More bicycle-images on the set of Loving You, this time of Elvis wearing his denim outfit.
On the image to the left we once again see Hal Kanter (taking a closer look at the gear system).
The image below is a photo of a photo.
I always thought two different photos existed of Elvis signing a piece of paper on that boy’s head, but there are actually four. And going by how much time he takes to do that, Elvis probably wrote down all of Deke’s dialogue from the movie. Anyway, it would be really interesting if this paper would surface one day.
That kid is wearing a very cool western-shirt by the way.
Elvis with actress Valerie Allen on the Paramount lot in February ’57.
Valerie (under contract at Paramount) was also present at the Going Away Party, in March ’58, on the set of King Creole, just before Elvis was inducted into the army.
Above we have a photo from the same evening.
In the background we can spot Anthony Quinn (also a Paramount contractplayer).
1958 | Paramount Studios, Hollywood
A year later: Different movie. Different girl. Same bike.
It makes perfect sense why Elvis stayed loyal to Hound Dog for so long: this bike was a babe-magnet!
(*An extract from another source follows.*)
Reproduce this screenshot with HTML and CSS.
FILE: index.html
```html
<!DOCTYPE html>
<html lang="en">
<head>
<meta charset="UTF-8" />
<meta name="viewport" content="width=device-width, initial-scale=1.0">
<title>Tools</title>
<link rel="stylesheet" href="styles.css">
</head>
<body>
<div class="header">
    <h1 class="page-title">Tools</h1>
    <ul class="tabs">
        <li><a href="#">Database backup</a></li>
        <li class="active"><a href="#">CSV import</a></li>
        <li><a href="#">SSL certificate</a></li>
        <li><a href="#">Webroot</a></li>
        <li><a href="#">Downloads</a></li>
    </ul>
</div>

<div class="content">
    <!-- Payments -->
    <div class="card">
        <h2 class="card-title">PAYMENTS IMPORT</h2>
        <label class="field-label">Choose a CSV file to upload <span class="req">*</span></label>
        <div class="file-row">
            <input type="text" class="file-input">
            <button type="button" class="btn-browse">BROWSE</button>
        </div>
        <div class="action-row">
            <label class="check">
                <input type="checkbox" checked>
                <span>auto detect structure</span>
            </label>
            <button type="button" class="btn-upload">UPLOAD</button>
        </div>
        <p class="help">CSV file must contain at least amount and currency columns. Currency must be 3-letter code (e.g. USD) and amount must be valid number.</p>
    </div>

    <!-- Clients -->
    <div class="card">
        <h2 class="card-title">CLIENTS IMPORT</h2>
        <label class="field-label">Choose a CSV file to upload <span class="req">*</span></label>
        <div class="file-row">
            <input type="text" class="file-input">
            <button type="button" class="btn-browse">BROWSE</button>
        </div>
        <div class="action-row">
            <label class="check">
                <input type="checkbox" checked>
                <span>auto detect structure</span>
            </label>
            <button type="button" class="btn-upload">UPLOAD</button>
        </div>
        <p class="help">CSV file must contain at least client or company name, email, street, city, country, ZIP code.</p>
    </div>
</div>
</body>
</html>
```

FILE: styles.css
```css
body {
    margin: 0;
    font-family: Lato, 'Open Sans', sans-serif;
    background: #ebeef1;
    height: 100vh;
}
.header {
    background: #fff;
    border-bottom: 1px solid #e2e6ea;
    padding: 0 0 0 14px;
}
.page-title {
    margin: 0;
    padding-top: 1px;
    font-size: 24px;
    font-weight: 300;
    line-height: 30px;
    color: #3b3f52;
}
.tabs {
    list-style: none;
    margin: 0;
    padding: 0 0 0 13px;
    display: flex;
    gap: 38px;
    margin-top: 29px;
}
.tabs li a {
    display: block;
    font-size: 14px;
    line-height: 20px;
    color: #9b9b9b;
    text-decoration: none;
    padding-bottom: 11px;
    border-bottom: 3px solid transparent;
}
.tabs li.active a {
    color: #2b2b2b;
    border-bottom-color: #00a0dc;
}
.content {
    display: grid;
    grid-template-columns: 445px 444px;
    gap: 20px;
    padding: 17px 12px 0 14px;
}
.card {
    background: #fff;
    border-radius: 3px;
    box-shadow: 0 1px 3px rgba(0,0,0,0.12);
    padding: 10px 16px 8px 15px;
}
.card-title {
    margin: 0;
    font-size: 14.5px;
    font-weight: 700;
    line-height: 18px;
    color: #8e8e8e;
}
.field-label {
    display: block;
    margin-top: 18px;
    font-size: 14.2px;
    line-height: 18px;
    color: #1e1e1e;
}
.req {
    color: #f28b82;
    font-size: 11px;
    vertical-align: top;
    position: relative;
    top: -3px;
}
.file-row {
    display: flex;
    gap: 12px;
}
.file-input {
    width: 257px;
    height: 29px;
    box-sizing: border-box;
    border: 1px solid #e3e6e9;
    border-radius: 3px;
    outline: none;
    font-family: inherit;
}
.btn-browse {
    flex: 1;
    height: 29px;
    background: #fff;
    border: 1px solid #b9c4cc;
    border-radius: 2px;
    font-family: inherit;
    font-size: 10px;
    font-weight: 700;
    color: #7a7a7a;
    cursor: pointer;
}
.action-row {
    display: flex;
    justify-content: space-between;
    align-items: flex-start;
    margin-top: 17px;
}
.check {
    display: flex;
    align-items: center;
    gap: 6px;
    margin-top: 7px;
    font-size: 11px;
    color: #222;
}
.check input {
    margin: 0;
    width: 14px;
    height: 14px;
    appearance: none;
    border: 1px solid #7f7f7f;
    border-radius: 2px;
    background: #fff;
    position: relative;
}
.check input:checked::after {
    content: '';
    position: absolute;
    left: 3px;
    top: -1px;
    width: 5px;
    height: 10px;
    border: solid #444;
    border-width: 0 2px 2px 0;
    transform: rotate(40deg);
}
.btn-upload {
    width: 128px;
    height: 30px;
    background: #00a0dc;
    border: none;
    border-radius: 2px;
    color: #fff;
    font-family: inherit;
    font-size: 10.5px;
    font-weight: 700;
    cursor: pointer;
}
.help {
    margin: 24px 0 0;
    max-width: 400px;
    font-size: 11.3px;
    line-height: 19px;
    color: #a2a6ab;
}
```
Elvis had met singer Kitty Dolan the previous year while touring in Las Vegas. He and Kitty dated for a while and kept in contact for another year. She visited Elvis on several occasions in 1958, like here on the set of King Creole. Kitty was also with Elvis around the time Gladys had died (when Elvis lived in Killeen, TX.).
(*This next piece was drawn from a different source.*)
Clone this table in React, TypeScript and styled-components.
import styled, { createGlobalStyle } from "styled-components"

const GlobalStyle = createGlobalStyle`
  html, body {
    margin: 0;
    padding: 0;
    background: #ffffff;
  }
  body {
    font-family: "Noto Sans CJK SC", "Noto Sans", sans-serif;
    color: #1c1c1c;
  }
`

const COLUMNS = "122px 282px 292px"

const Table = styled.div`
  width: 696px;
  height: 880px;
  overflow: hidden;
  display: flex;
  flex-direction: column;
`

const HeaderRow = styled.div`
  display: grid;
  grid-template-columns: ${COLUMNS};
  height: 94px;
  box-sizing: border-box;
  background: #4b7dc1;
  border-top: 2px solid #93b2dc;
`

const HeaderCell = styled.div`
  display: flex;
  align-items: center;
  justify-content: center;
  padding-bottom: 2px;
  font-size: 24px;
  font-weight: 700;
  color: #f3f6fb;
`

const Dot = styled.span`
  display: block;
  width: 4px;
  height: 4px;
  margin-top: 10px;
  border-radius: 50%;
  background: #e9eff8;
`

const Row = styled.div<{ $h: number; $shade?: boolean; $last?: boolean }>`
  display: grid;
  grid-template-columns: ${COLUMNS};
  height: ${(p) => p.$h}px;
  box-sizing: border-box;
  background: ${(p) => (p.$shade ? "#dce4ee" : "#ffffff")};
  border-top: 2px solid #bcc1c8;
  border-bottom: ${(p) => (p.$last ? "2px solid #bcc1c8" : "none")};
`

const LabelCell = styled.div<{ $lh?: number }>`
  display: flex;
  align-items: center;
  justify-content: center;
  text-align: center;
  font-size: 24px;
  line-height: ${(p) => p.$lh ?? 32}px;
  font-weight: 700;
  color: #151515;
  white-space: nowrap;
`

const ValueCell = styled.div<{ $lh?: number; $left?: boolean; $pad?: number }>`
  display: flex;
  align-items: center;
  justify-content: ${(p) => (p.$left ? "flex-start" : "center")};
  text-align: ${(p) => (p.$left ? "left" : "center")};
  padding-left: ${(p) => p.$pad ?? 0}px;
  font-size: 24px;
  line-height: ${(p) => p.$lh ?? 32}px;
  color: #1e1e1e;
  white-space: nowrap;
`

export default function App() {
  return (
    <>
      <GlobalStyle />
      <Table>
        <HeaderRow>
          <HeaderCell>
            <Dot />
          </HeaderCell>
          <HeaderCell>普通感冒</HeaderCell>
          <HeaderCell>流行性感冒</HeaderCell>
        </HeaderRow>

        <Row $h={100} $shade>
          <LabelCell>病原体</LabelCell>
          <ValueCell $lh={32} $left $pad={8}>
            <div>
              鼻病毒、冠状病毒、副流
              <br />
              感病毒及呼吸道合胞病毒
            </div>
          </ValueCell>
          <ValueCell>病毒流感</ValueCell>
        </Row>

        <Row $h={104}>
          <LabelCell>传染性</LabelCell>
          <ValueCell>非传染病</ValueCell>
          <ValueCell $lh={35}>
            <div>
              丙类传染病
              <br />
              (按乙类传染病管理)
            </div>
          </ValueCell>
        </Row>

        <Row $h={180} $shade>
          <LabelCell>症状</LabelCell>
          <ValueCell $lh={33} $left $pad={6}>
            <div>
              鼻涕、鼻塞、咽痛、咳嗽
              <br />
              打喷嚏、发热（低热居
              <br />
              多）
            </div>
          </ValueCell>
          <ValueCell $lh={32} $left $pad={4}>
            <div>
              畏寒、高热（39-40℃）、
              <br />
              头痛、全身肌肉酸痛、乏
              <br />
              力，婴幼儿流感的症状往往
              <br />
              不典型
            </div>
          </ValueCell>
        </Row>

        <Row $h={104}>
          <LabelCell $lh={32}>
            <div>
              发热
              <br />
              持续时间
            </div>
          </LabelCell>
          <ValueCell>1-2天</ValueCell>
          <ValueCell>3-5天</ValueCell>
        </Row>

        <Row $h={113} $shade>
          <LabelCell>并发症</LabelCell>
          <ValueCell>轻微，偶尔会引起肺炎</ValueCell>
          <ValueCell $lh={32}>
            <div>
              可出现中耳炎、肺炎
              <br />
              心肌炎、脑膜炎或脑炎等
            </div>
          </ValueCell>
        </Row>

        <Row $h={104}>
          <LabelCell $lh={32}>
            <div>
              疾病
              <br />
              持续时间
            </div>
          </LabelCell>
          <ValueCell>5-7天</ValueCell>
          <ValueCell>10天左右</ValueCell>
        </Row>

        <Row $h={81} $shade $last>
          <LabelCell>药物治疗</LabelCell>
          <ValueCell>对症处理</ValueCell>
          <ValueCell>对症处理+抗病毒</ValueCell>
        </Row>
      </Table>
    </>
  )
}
July 1958 | Killeen, Texas
To promote the radio station he worked for (KOME from Tulsa, Oklahoma), ROCKY FRISCO decided to go on a 500 mile long bicycle trip to interview Elvis (who was in the army and living in Killeen, TX at that time).
In a 1991 interview with Bill Burk, Rocky claimed he and Elvis ended up jamming together for 45 minutes.
To the right the original envelope used by KOME to send out the publicity photo of Rocky with Elvis.
And below we see the famous painting (hanging left of the stairs that are right in front of you when you enter Graceland) that was taken from the photo with Rocky. It is actually kind of weird to look at that painting knowing that half of the picture is missing and that Elvis is holding a bicycle fender (of all things!).
1958 / ’59 | Germany
Some nice Schwinn ads from 1956 and ’57.
Schwinn promoted their bikes as “EVERY PART AMERICAN MADE!“, which appeared to be an important thing in the 50’s.
And as a “PRESENT FOR YOU!” the byer would receive a catalog advertising even more Schwinn bikes for free, wow!
Since the photos of Elvis and his Hound Dog bike must have appeared in tons of magazines in the 50’s, one wonders why the Schwinn company did not offer him a commercial contract. A thought that immediatly comes to mind is “They probably did, but the Colonel turned them down”. I guess we’ll never know (for sure).
Some of the stars who did get involved with Schwinn were Ronald Reagan, Humphrey Bogart, Barbara Stanwyck, Bing Crosby, Bob Hope, Alan Ladd and Roy Rogers.
The big eye-catcher in the photo to the left (next to Roy’s amazing boots of course) is not the bike, but the lovely Dale Evans.